- Born: 1748
- Died: 7 August 1815 (aged 66–67)
- Allegiance: United Kingdom
- Branch: British Army
- Rank: General
- Conflicts: American Revolutionary War Flanders Campaign

= Charles Leigh (British Army officer) =

British Army officer (1748–1815)

General Charles Leigh (1748 – 7 August 1815) was a British Army officer.

==Military career==
Educated at Eton College, Leigh was commissioned into the 3rd Regiment of Guards on 12 March 1764. He took part in the Battle of Long Island in August 1776, the Battle of White Plains in October 1776 and the Battle of Fort Washington in November 1776 during the American Revolutionary War. He went on to command the flank battalion of guards at the Siege of Valenciennes in June 1793 and the Siege of Dunkirk in August 1793 during the Flanders Campaign.

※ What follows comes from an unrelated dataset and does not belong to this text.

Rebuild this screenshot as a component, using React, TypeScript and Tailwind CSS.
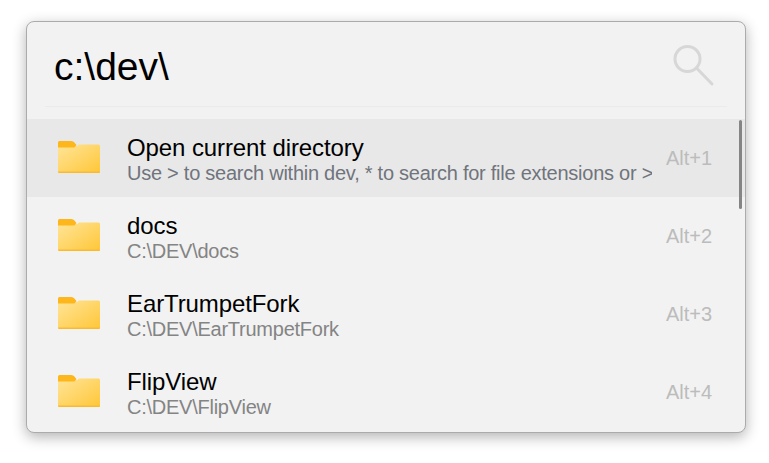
const rows = [
  { title: "Open current directory", sub: "Use > to search within dev, * to search for file extensions or >* to combine", key: "Alt+1", active: true },
  { title: "docs", sub: "C:\\DEV\\docs", key: "Alt+2" },
  { title: "EarTrumpetFork", sub: "C:\\DEV\\EarTrumpetFork", key: "Alt+3" },
  { title: "FlipView", sub: "C:\\DEV\\FlipView", key: "Alt+4" },
];

function Folder() {
  return (
    <svg width="43" height="34" viewBox="0 0 43 34" className="shrink-0">
      <defs>
        <linearGradient id="fg" x1="0" y1="0" x2="1" y2="1">
          <stop offset="0" stopColor="#ffe498" />
          <stop offset="1" stopColor="#ffc738" />
        </linearGradient>
      </defs>
      <path d="M1 6H20L22 4.5H41.5A1.5 1.5 0 0 1 43 6V31.5A1.5 1.5 0 0 1 41.5 33H2.5A1.5 1.5 0 0 1 1 31.5Z" fill="url(#fg)" />
      <path d="M1 2.5A1.5 1.5 0 0 1 2.5 1H14c1.8 0 2.6.8 3.6 1.8L19.5 5 17.5 7.5H1Z" fill="#fdb71c" />
      <path d="M1 31.5H43A1.5 1.5 0 0 1 41.5 33H2.5A1.5 1.5 0 0 1 1 31.5Z" fill="#fbb92c" />
    </svg>
  );
}

export default function App() {
  return (
    <div className="h-[463px] w-[769px] bg-white pt-[21px] pl-[26px] font-['Liberation_Sans',Arial,sans-serif]">
      <div className="relative h-[412px] w-[720px] overflow-hidden rounded-[8px] border border-[#ababab] bg-[#f2f2f2] shadow-[0_4px_14px_rgba(0,0,0,0.3)]">
        <div className="mx-[18px] flex h-[85px] items-center justify-between border-b border-[#ebebeb]">
          <span className="mt-[5px] pl-[9px] text-[39px] leading-none text-black">c:\dev\</span>
          <svg width="44" height="46" viewBox="0 0 44 46" className="mr-[12px] mt-[-1px]" fill="none" stroke="#d7d7d7" strokeWidth="3">
            <circle cx="16.5" cy="18" r="12.5" />
            <path d="M25.5 27L41 43" strokeLinecap="round" />
          </svg>
        </div>
        <div className="mt-[12px]">
          {rows.map((r) => (
            <div key={r.key} className={`flex h-[78px] items-center ${r.active ? "bg-[#e8e8e8]" : ""}`}>
              <div className="ml-[30px] mr-[27px] mt-[-2px] flex">
                <Folder />
              </div>
              <div className="mt-[1px] w-[525px] overflow-hidden whitespace-nowrap">
                <div className="text-[24px] leading-[30px] tracking-[-0.1px] text-black">{r.title}</div>
                <div className={`mt-[-1px] text-[20px] leading-[22px] tracking-[-0.25px] ${r.active ? "text-[#70747d]" : "text-[#848484]"}`}>{r.sub}</div>
              </div>
              <div className="ml-[14px] text-[20px] leading-none text-[#bcbcbc]">{r.key}</div>
            </div>
          ))}
        </div>
        <div className="absolute right-[3px] top-[98px] h-[89px] w-[3px] rounded-full bg-[#858585]" />
      </div>
    </div>
  );
}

Leigh raised the 82nd Regiment of Foot (Prince of Wales's Volunteers) in September 1793. He went on to be Commander-in-Chief of Saint Kitts in 1795 and, having been promoted to full general on 25 September 1803, he became Commander-in-Chief of Martinique in September 1805. He also served as Lieutenant-Governor of the Isle of Wight from 1812 to 1815.

Leigh served as colonel of the 82nd (The Prince of Wales's Volunteers) Regiment of Foot from 1793 to 1797, colonel of the 20th (the East Devonshire) Regiment of Foot from 1797 to 1809 and colonel of the 3rd (the East Kent) Regiment of Foot from 1809 to 1815.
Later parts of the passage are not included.